Of the handful of states that participated in the 2005 World Expo in Aichi, Japan, Mississippi was the only one that focused solely on tourism.
On Thursday, August 4, Gov. Haley Barbour led a delegation charged with expanding Mississippi’s ties with Japan and promoting tourism in the Magnolia State to the U.S. Pavilion, where Mississippi Day was celebrated. Delta blues guitarist James “Super Chikan” Johnson and jazz pianist/vocalist Ora Reed, a native Mississippian who now lives in Japan, provided live entertainment during the afternoon reception.
“The organizers told us that our reception was the best one to date,” said Craig Ray, tourism director for the Mississippi Development Authority (MDA). “It was well attended by the Japanese, tour operators, travel writers and members of the U.S. consulate. Good reports came out of it. It was a wonderful day for our state to promote its tourism product and to give potential visitors an opportunity to hear the rich sounds that have always been part of our everyday life.”
MDA representatives passed out Elvis fans to 35 delighted tour operators that attended a music-themed luncheon on Mississippi Day. “Many of them didn’t realize that Mississippi is the birthplace of American music-country, rock and roll, gospel, the blues,” said Gray Swoope, MDA deputy director and COO. “It was very well received and really helped set the tone for Mississippi.”
During the first couple of days of the trip, Ray met with tour operators, journalists and Northwest Airlines representatives in Tokyo to promote tourism to Mississippi.
“The response from the Japanese was very positive,” he said. “They have probably been the most conservative group for travel since 9/11 and are now traveling again, to the South and to Mississippi. They like our product, from the casinos to music and the blues and Elvis to golf, and they have a real strong interest in the Mississippi River.
“We’re finding out that the older Japanese population is really interested in education and history. So we can not only promote shopping and other fun events, but also bus groups and boat rides to really showcase our history. That part of the excursion fits well with our travel plans here. We’re looking forward to working with them more often on their planning.”
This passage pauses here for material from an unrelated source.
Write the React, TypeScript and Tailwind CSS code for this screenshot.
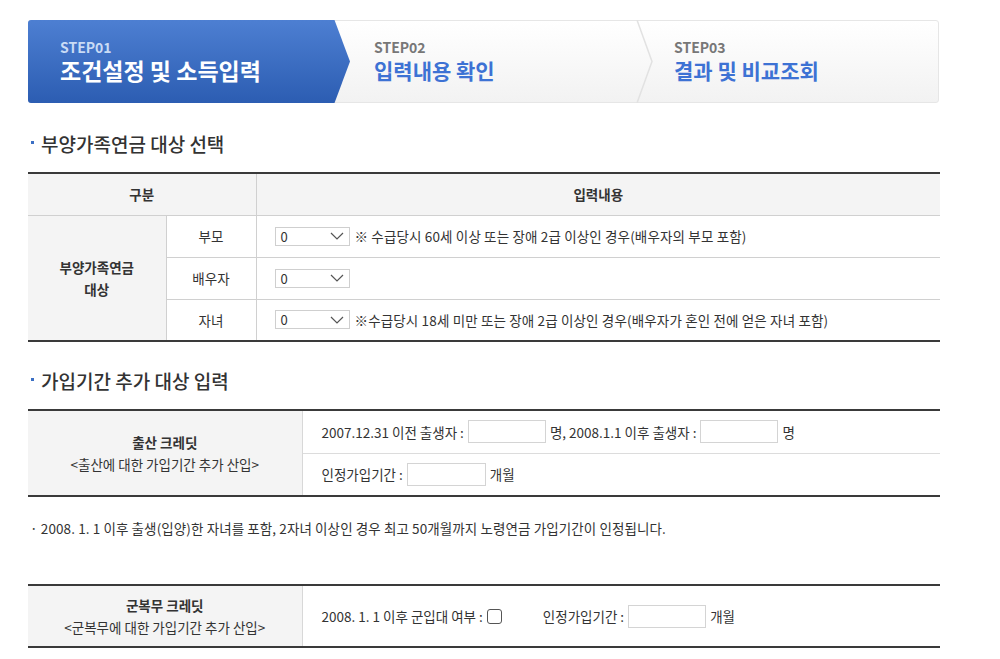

The governor’s 17-day trade and investment mission to Asia coincided with showcasing Mississippi at the World Expo, which runs 185 days, from March 25 to September 25.
An estimated 15 million visitors, including business and political leaders from around the world, are expected to attend the World Expo before it closes. Of the 120 country exhibits, the U.S. Pavilion Mississippi, designed by Mississippi architect Bud Holloman, is a major attraction that celebrates nature, progress and human achievement.
Barbour arrived in Aichi the night of Monday, August 3, and “hit the ground running Tuesday morning,” said Swoope, who set up a series of meetings for Barbour. “He had six meetings that first day, including a dinner meeting with (Nissan CEO)
Carlos Ghosn, Tom Schieffer, the U.S. ambassador to Japan, and other high-level Nissan executives. During the course of the week in Asia, he had over a dozen individual meetings.”
Barbour also visited China, South Korea and Taiwan, showcasing Mississippi’s new economic development initiative, Momentum Mississippi, and recent major reforms in workforce development programs designed to attract additional international investment and help create higher-skilled, higher-paying jobs in Mississippi. During the trip, he met with officials from the Hyundai-Kia Automotive Group, and soon after, the automaker announced that Mississippi was the leading contender for the new Kia plant to be built in the U.S. within the next few years.